The MPC is also coming at the heels of  a report by the International Monetary Fund (IMF) in April in which the IMF revised its 2025 economic growth forecast for Nigeria downwards to 3.0 per cent, citing concerns over lower external demand, subdued commodity prices, and tighter financial conditions.

Analysts observed that this cautious outlook from the global lender further underscores the complexities facing the Nigerian economy and the delicate balancing act required by the MPC.

Domestic analysts largely anticipate a hold on the key rate. This is as Damilare Asimiyu, head of Research at Afrinvest, pointed to recent improvements in cost-side factors as supporting this view.

“We forecast a moderate decline in May inflation, aided by relative exchange rate stability and the recent reduction in pump prices by Dangote Refinery from N835 to N825 per litre. This should modestly reduce business operating costs and improve household purchasing power,” Asimiyu noted.

Ayodele Akinwunmi, senior relationship manager at FSDH Merchant Bank, concurred with the sentiment, stating that the CBN currently has little justification for an upward rate adjustment.

Akinwunmi believes the MPC’s options are primarily to hold or potentially reduce rates, with the higher probability leaning towards maintaining the current levels.

“No justification for an increase in rates at this meeting,” he insisted, arguing that the committee might instead consider adjusting the asymmetric corridor around the MPR to fine-tune market signals.

Akinwunmi highlighted the recent easing of Nigeria’s inflation rate to 23.7 per cent in April, down from 24.2 per cent in March, as a critical factor influencing expectations. He also pointed to a more stable global economic environment, citing recent moves by U.S. President Donald Trump to suspend or reverse certain tariffs, particularly those involving China. “This is providing clearer direction on markets and the global economy. This will also have positive impacts on the Nigerian economy,” he explained.

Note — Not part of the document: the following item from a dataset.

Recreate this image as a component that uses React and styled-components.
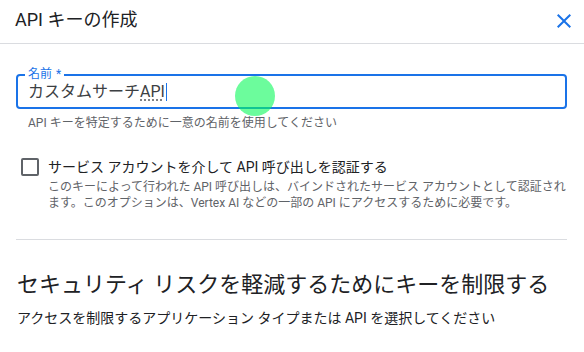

Given these domestic and international factors, Akinwunmi concluded, “There is therefore a higher probability that the MPC will wait a bit longer to signal a change in monetary policy stance. So a hold decision will be appropriate at this meeting.”

Analysts agreed that the anticipated decision to maintain the key rate reflects a cautious approach by the CBN, balancing the need to further curb inflation with the imperative of supporting economic growth in an environment marked by both domestic and global uncertainties.

As it stands, the market will be closely watching CBN Governor Yemi Cardoso’s announcement on Tuesday for further insights into the committee’s deliberations and the future direction of monetary policy in Africa’s largest economy.